-- Start of Listed entries --

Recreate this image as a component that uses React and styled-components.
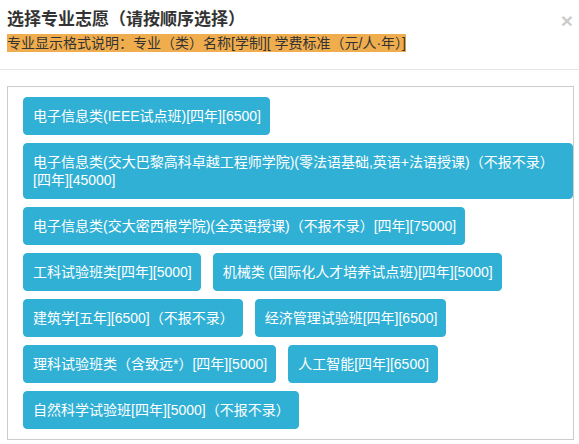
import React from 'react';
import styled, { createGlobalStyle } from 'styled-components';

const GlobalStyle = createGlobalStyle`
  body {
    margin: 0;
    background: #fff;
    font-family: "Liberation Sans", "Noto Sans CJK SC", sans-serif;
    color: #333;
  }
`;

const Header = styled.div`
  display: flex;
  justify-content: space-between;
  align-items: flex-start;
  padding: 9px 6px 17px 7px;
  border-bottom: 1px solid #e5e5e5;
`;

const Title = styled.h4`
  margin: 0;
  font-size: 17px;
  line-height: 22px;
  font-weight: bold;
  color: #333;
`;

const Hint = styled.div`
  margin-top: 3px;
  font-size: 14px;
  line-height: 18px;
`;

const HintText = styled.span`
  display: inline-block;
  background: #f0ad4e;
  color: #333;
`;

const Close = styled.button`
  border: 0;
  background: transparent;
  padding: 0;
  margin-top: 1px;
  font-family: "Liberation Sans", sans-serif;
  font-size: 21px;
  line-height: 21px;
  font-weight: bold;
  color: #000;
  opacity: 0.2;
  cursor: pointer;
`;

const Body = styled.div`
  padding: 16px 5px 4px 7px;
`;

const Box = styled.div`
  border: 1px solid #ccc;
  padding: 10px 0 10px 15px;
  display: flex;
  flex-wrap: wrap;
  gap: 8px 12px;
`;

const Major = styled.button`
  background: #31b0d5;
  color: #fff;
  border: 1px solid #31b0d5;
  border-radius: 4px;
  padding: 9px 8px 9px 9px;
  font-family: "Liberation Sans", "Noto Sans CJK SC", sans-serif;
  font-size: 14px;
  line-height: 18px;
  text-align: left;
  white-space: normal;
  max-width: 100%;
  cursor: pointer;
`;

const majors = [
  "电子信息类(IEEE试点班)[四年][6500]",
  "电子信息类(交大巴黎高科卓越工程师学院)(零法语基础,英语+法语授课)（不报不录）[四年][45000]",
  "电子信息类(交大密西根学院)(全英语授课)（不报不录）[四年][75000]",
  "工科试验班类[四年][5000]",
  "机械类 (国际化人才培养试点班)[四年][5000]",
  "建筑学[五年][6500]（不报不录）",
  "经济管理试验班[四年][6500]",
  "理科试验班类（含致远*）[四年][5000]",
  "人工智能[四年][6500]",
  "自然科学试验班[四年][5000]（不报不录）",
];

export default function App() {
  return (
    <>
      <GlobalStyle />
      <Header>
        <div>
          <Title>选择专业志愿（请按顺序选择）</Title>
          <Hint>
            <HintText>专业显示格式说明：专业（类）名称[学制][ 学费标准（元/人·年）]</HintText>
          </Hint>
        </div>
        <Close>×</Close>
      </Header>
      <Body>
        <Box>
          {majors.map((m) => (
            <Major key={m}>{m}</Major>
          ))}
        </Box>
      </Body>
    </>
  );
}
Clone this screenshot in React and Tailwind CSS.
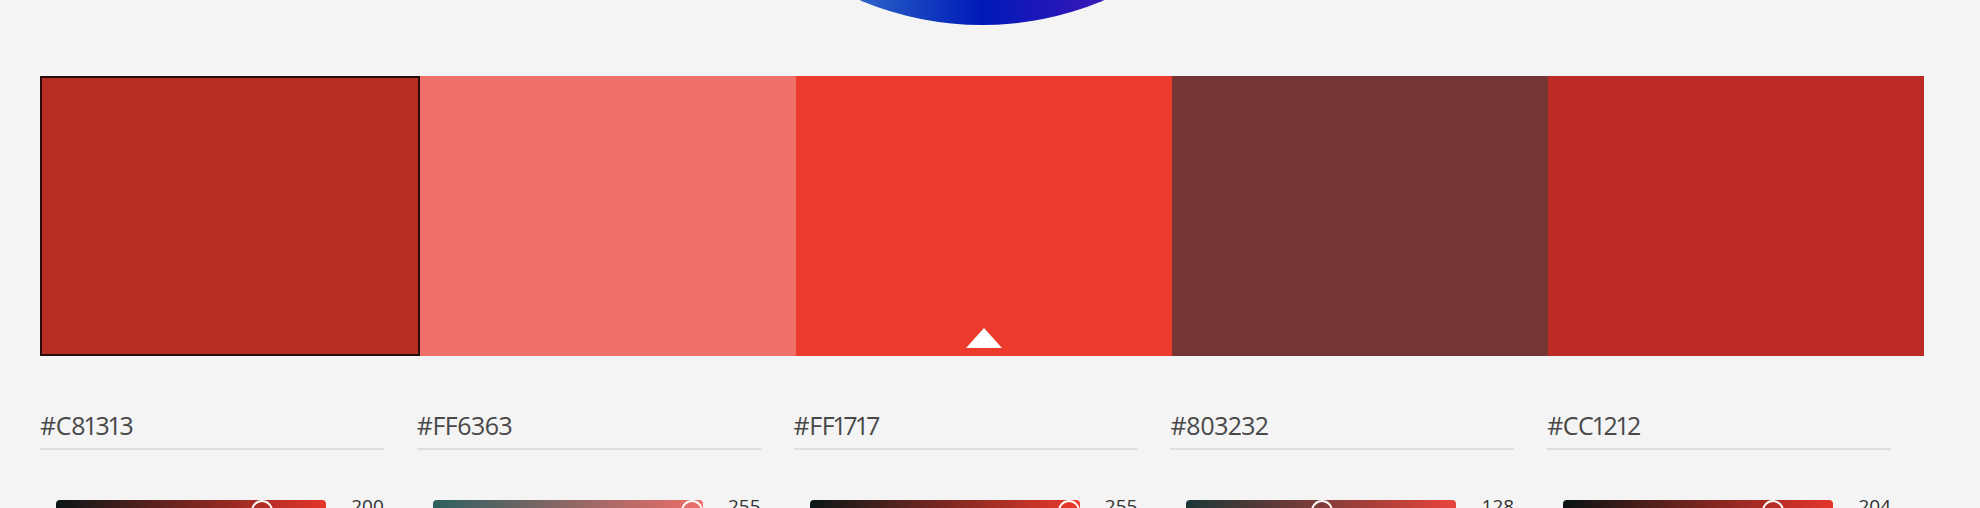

-- End of Listed entries --

Exercise brief => Return all of the entries exactly as written, but drop any pictures they hold.

Written solution =>
Recreate this image as a component that uses React and styled-components.
import React from 'react';
import styled, { createGlobalStyle } from 'styled-components';

const GlobalStyle = createGlobalStyle`
  body {
    margin: 0;
    background: #fff;
    font-family: "Liberation Sans", "Noto Sans CJK SC", sans-serif;
    color: #333;
  }
`;

const Header = styled.div`
  display: flex;
  justify-content: space-between;
  align-items: flex-start;
  padding: 9px 6px 17px 7px;
  border-bottom: 1px solid #e5e5e5;
`;

const Title = styled.h4`
  margin: 0;
  font-size: 17px;
  line-height: 22px;
  font-weight: bold;
  color: #333;
`;

const Hint = styled.div`
  margin-top: 3px;
  font-size: 14px;
  line-height: 18px;
`;

const HintText = styled.span`
  display: inline-block;
  background: #f0ad4e;
  color: #333;
`;

const Close = styled.button`
  border: 0;
  background: transparent;
  padding: 0;
  margin-top: 1px;
  font-family: "Liberation Sans", sans-serif;
  font-size: 21px;
  line-height: 21px;
  font-weight: bold;
  color: #000;
  opacity: 0.2;
  cursor: pointer;
`;

const Body = styled.div`
  padding: 16px 5px 4px 7px;
`;

const Box = styled.div`
  border: 1px solid #ccc;
  padding: 10px 0 10px 15px;
  display: flex;
  flex-wrap: wrap;
  gap: 8px 12px;
`;

const Major = styled.button`
  background: #31b0d5;
  color: #fff;
  border: 1px solid #31b0d5;
  border-radius: 4px;
  padding: 9px 8px 9px 9px;
  font-family: "Liberation Sans", "Noto Sans CJK SC", sans-serif;
  font-size: 14px;
  line-height: 18px;
  text-align: left;
  white-space: normal;
  max-width: 100%;
  cursor: pointer;
`;

const majors = [
  "电子信息类(IEEE试点班)[四年][6500]",
  "电子信息类(交大巴黎高科卓越工程师学院)(零法语基础,英语+法语授课)（不报不录）[四年][45000]",
  "电子信息类(交大密西根学院)(全英语授课)（不报不录）[四年][75000]",
  "工科试验班类[四年][5000]",
  "机械类 (国际化人才培养试点班)[四年][5000]",
  "建筑学[五年][6500]（不报不录）",
  "经济管理试验班[四年][6500]",
  "理科试验班类（含致远*）[四年][5000]",
  "人工智能[四年][6500]",
  "自然科学试验班[四年][5000]（不报不录）",
];

export default function App() {
  return (
    <>
      <GlobalStyle />
      <Header>
        <div>
          <Title>选择专业志愿（请按顺序选择）</Title>
          <Hint>
            <HintText>专业显示格式说明：专业（类）名称[学制][ 学费标准（元/人·年）]</HintText>
          </Hint>
        </div>
        <Close>×</Close>
      </Header>
      <Body>
        <Box>
          {majors.map((m) => (
            <Major key={m}>{m}</Major>
          ))}
        </Box>
      </Body>
    </>
  );
}
Clone this screenshot in React and Tailwind CSS.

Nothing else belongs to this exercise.